_GIVEN INFORMATION_.

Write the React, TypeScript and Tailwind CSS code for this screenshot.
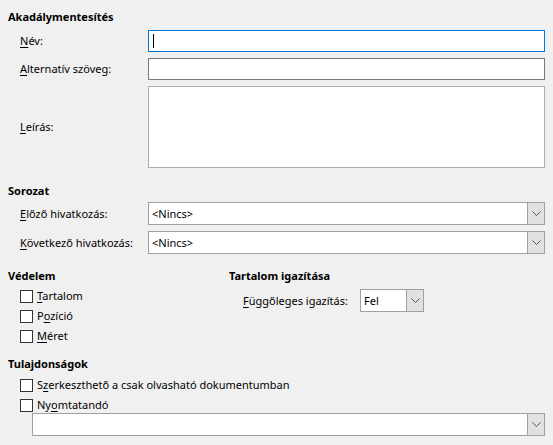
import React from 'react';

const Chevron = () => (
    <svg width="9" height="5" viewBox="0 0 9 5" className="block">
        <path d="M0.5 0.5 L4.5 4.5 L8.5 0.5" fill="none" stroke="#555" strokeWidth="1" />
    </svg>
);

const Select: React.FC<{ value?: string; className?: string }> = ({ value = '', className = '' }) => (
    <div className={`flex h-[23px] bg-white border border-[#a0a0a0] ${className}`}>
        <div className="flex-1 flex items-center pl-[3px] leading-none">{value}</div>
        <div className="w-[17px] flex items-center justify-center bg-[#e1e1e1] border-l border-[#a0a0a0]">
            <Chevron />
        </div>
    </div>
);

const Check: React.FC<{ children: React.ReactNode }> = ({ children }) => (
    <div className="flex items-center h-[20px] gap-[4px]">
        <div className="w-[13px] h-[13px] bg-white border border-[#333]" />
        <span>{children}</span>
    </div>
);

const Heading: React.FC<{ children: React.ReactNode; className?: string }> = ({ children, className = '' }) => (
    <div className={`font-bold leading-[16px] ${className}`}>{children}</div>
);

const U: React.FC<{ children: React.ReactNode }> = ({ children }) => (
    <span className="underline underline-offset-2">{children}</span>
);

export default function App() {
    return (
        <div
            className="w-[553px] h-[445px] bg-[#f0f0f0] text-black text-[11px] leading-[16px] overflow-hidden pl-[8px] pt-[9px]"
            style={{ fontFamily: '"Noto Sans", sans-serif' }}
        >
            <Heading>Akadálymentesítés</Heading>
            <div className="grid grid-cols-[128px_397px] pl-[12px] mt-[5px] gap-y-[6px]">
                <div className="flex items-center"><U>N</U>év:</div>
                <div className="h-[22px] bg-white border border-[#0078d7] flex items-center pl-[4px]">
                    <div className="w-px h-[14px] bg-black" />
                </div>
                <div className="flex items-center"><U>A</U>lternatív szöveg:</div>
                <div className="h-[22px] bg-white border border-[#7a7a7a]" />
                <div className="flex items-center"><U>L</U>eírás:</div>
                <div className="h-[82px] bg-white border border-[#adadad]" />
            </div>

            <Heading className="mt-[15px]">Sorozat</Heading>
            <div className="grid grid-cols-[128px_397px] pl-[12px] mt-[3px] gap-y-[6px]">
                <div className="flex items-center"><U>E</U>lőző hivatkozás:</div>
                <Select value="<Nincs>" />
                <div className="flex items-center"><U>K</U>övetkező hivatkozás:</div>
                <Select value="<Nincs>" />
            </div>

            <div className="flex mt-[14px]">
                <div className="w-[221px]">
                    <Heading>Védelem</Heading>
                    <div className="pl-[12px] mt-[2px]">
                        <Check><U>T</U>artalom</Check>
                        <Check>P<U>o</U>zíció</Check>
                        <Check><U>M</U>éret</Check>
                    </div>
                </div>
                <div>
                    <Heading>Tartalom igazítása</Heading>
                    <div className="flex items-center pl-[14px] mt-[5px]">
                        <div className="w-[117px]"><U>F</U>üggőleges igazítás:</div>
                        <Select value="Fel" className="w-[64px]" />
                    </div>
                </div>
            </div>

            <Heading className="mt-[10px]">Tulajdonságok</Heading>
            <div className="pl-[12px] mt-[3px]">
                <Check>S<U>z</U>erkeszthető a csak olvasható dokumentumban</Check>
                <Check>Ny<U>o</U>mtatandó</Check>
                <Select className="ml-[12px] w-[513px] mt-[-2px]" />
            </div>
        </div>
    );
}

_PROBLEM STATEMENT_.
Repeat the material above word for word, please, apart from its images.

_FINAL RESULT_.
Write the React, TypeScript and Tailwind CSS code for this screenshot.
import React from 'react';

const Chevron = () => (
    <svg width="9" height="5" viewBox="0 0 9 5" className="block">
        <path d="M0.5 0.5 L4.5 4.5 L8.5 0.5" fill="none" stroke="#555" strokeWidth="1" />
    </svg>
);

const Select: React.FC<{ value?: string; className?: string }> = ({ value = '', className = '' }) => (
    <div className={`flex h-[23px] bg-white border border-[#a0a0a0] ${className}`}>
        <div className="flex-1 flex items-center pl-[3px] leading-none">{value}</div>
        <div className="w-[17px] flex items-center justify-center bg-[#e1e1e1] border-l border-[#a0a0a0]">
            <Chevron />
        </div>
    </div>
);

const Check: React.FC<{ children: React.ReactNode }> = ({ children }) => (
    <div className="flex items-center h-[20px] gap-[4px]">
        <div className="w-[13px] h-[13px] bg-white border border-[#333]" />
        <span>{children}</span>
    </div>
);

const Heading: React.FC<{ children: React.ReactNode; className?: string }> = ({ children, className = '' }) => (
    <div className={`font-bold leading-[16px] ${className}`}>{children}</div>
);

const U: React.FC<{ children: React.ReactNode }> = ({ children }) => (
    <span className="underline underline-offset-2">{children}</span>
);

export default function App() {
    return (
        <div
            className="w-[553px] h-[445px] bg-[#f0f0f0] text-black text-[11px] leading-[16px] overflow-hidden pl-[8px] pt-[9px]"
            style={{ fontFamily: '"Noto Sans", sans-serif' }}
        >
            <Heading>Akadálymentesítés</Heading>
            <div className="grid grid-cols-[128px_397px] pl-[12px] mt-[5px] gap-y-[6px]">
                <div className="flex items-center"><U>N</U>év:</div>
                <div className="h-[22px] bg-white border border-[#0078d7] flex items-center pl-[4px]">
                    <div className="w-px h-[14px] bg-black" />
                </div>
                <div className="flex items-center"><U>A</U>lternatív szöveg:</div>
                <div className="h-[22px] bg-white border border-[#7a7a7a]" />
                <div className="flex items-center"><U>L</U>eírás:</div>
                <div className="h-[82px] bg-white border border-[#adadad]" />
            </div>

            <Heading className="mt-[15px]">Sorozat</Heading>
            <div className="grid grid-cols-[128px_397px] pl-[12px] mt-[3px] gap-y-[6px]">
                <div className="flex items-center"><U>E</U>lőző hivatkozás:</div>
                <Select value="<Nincs>" />
                <div className="flex items-center"><U>K</U>övetkező hivatkozás:</div>
                <Select value="<Nincs>" />
            </div>

            <div className="flex mt-[14px]">
                <div className="w-[221px]">
                    <Heading>Védelem</Heading>
                    <div className="pl-[12px] mt-[2px]">
                        <Check><U>T</U>artalom</Check>
                        <Check>P<U>o</U>zíció</Check>
                        <Check><U>M</U>éret</Check>
                    </div>
                </div>
                <div>
                    <Heading>Tartalom igazítása</Heading>
                    <div className="flex items-center pl-[14px] mt-[5px]">
                        <div className="w-[117px]"><U>F</U>üggőleges igazítás:</div>
                        <Select value="Fel" className="w-[64px]" />
                    </div>
                </div>
            </div>

            <Heading className="mt-[10px]">Tulajdonságok</Heading>
            <div className="pl-[12px] mt-[3px]">
                <Check>S<U>z</U>erkeszthető a csak olvasható dokumentumban</Check>
                <Check>Ny<U>o</U>mtatandó</Check>
                <Select className="ml-[12px] w-[513px] mt-[-2px]" />
            </div>
        </div>
    );
}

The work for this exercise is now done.